Extracted records:
>> begin

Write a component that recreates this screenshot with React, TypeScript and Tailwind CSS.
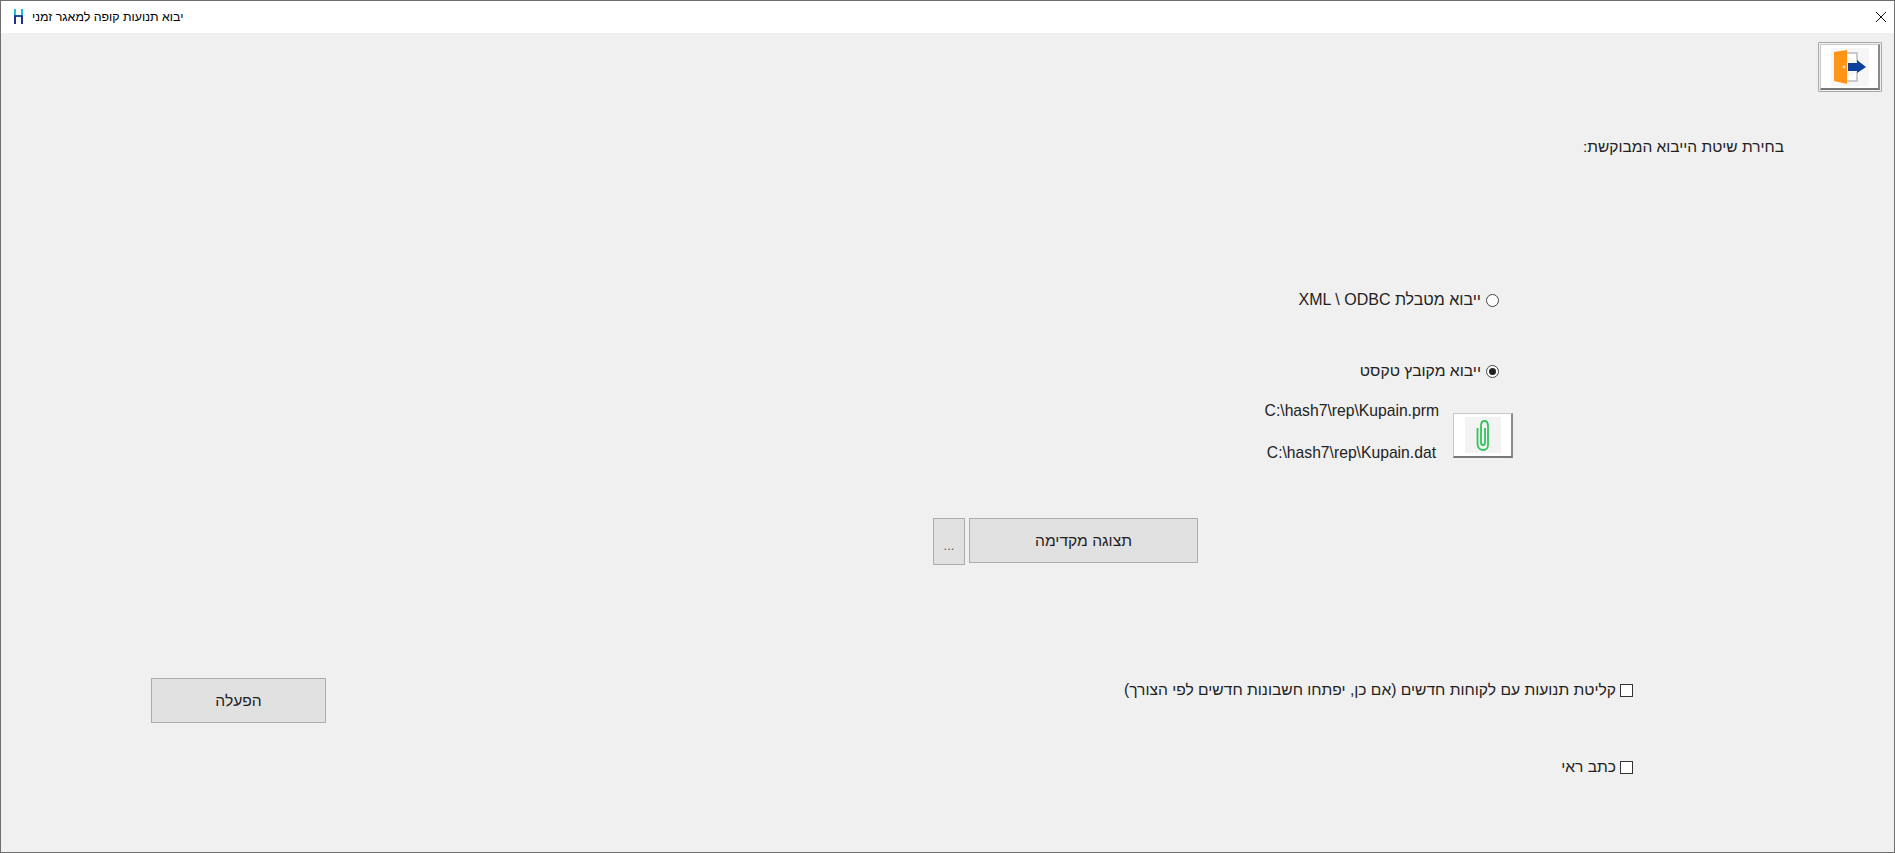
const font = "font-['Liberation_Sans',sans-serif]"

const DoorIcon = () => (
  <svg width="38" height="38" viewBox="0 0 38 38">
    <rect x="0" y="0" width="38" height="38" fill="#f6f6f6" />
    <path d="M12 5 H26 V14 M26 24 V33 H12" fill="#fff" stroke="#b9bcc0" strokeWidth="1.5" />
    <path d="M3 4 L16 2 V36 L3 33 Z" fill="#ff9416" />
    <circle cx="13" cy="19" r="1.400" fill="#ffe3b8" />
    <path d="M17 15 H26 V12 L35 19 L26 25 V23 H17 Z" fill="#0a3f9e" />
  </svg>
)

const ClipIcon = () => (
  <svg width="36" height="36" viewBox="0 0 36 36">
    <rect x="0" y="0" width="36" height="36" fill="#f3f3f3" />
    <path
      d="M20 11 V26 C20 27.500 19.200 28 18.200 28 C17 28 16 27.500 16 26 V9 C16 6 17.500 4 19.500 4 C21.500 4 23 6 23 9 V28 C23 31 21 33 18.500 33 C15.500 33 12.500 31 12.500 27 V11"
      fill="none"
      stroke="#35c45c"
      strokeWidth="1.800"
    />
  </svg>
)

const AppLogo = () => (
  <svg width="9" height="15" viewBox="0 0 9 15">
    <rect x="0" y="0" width="2" height="8" fill="#19c3d6" />
    <rect x="7" y="0" width="2" height="8" fill="#19c3d6" />
    <rect x="0" y="6" width="9" height="2" fill="#1b4fa8" />
    <rect x="0" y="7" width="2" height="8" fill="#1c2f8c" />
    <rect x="7" y="7" width="2" height="8" fill="#1c2f8c" />
  </svg>
)

const FlatButton = ({ label, className }: { label: string; className: string }) => (
  <div className={`flex items-center justify-center border border-[#adadad] bg-[#e1e1e1] text-[#222] ${className}`}>
    {label}
  </div>
)

const RaisedButton = ({ children, className }: { children: React.ReactNode; className: string }) => (
  <div className={`flex items-center justify-center border border-[#c8c8c8] border-r-2 border-r-[#8a8a8a] border-b-2 border-b-[#777] bg-white ${className}`}>
    {children}
  </div>
)

const Radio = ({ checked }: { checked?: boolean }) => (
  <span className="flex h-[13px] w-[13px] items-center justify-center rounded-full border border-[#444] bg-white">
    {checked && <span className="h-[7px] w-[7px] rounded-full bg-[#222]" />}
  </span>
)

const Check = () => <span className="h-[13px] w-[13px] border border-[#333] bg-white" />

export default function App() {
  return (
    <div className={`flex h-[853px] w-[1895px] flex-col border border-[#6e6e6e] bg-[#f0f0f0] text-[#222] ${font}`}>
      {/* title bar */}
      <div className="flex h-[32px] items-center justify-between bg-white pl-[13px] pr-[7px]">
        <div className="flex items-center gap-[9px]">
          <AppLogo />
          <span dir="rtl" className="text-[12.400px] text-black">יבוא תנועות קופה למאגר זמני</span>
        </div>
        <svg width="12" height="12" viewBox="0 0 12 12">
          <path d="M1 1 L11 11 M11 1 L1 11" stroke="#111" strokeWidth="1" />
        </svg>
      </div>

      <div className="flex flex-1 flex-col">
        <div className="flex justify-end pr-[12px] pt-[9px]">
          <div className="rounded-[1px] border border-[#a8a8a8] p-[1px]">
            <RaisedButton className="h-[46px] w-[60px]"><DoorIcon /></RaisedButton>
          </div>
        </div>

        <div className="mt-[46px] flex justify-end pr-[110px]">
          <span dir="rtl" className="text-[15.500px] leading-[18px]">בחירת שיטת הייבוא המבוקשת:</span>
        </div>

        <div className="mt-[135px] flex items-center justify-end gap-[5px] pr-[395px]">
          <span dir="rtl" className="text-[16px] leading-[18px]">ייבוא מטבלת XML \ ODBC</span>
          <Radio />
        </div>

        <div className="mt-[53px] flex items-center justify-end gap-[5px] pr-[395px]">
          <span dir="rtl" className="text-[15.700px] leading-[18px]">ייבוא מקובץ טקסט</span>
          <Radio checked />
        </div>

        <div className="mt-[22px] flex items-start justify-end gap-[14px] pr-[381px]">
          <div className="flex flex-col items-end gap-[24px] text-[15.700px] leading-[18px]">
            <span>C:\hash7\rep\Kupain.prm</span>
            <span className="pr-[3px]">C:\hash7\rep\Kupain.dat</span>
          </div>
          <RaisedButton className="mt-[11px] h-[45px] w-[60px]"><ClipIcon /></RaisedButton>
        </div>

        <div className="mt-[56px] flex items-start gap-[4px] pl-[932px]">
          <FlatButton label="..." className="h-[47px] w-[32px] pt-[8px] text-[13px] text-[#555]" />
          <FlatButton label="תצוגה מקדימה" className="h-[45px] w-[229px] text-[15.600px]" />
        </div>

        <div className="mt-[113px] flex items-start justify-between pl-[150px] pr-[261px]">
          <FlatButton label="הפעלה" className="h-[45px] w-[175px] text-[15.600px]" />
          <div className="mt-[3px] flex items-center gap-[4px]">
            <span dir="rtl" className="text-[15.600px] leading-[18px]">קליטת תנועות עם לקוחות חדשים (אם כן, יפתחו חשבונות חדשים לפי הצורך)</span>
            <Check />
          </div>
        </div>

        <div className="mt-[35px] flex items-center justify-end gap-[4px] pr-[261px]">
          <span dir="rtl" className="text-[15.600px] leading-[18px]">כתב ראי</span>
          <Check />
        </div>
      </div>
    </div>
  )
}
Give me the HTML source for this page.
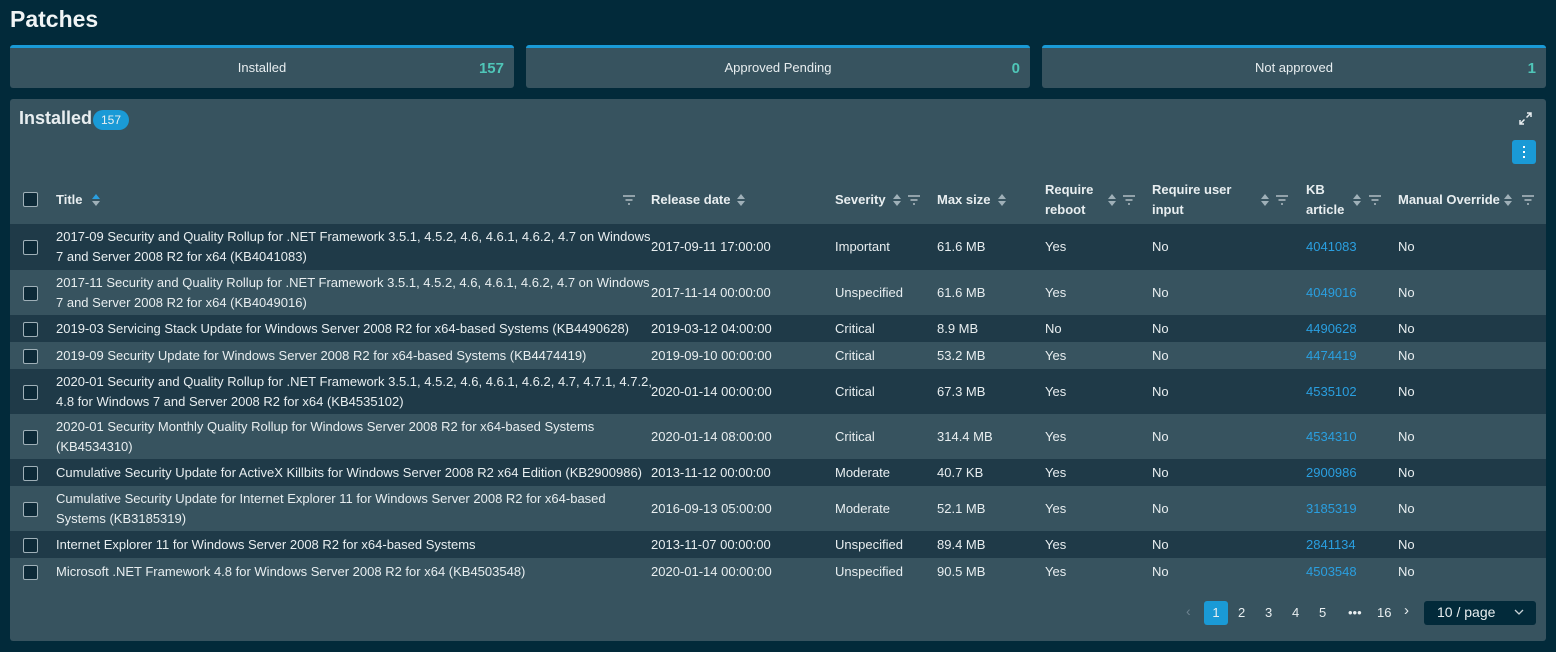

>> end

Which lines contain "React"? Copy each of them.

» **RESULT**
Write a component that recreates this screenshot with React, TypeScript and Tailwind CSS.
const RaisedButton = ({ children, className }: { children: React.ReactNode; className: string }) => (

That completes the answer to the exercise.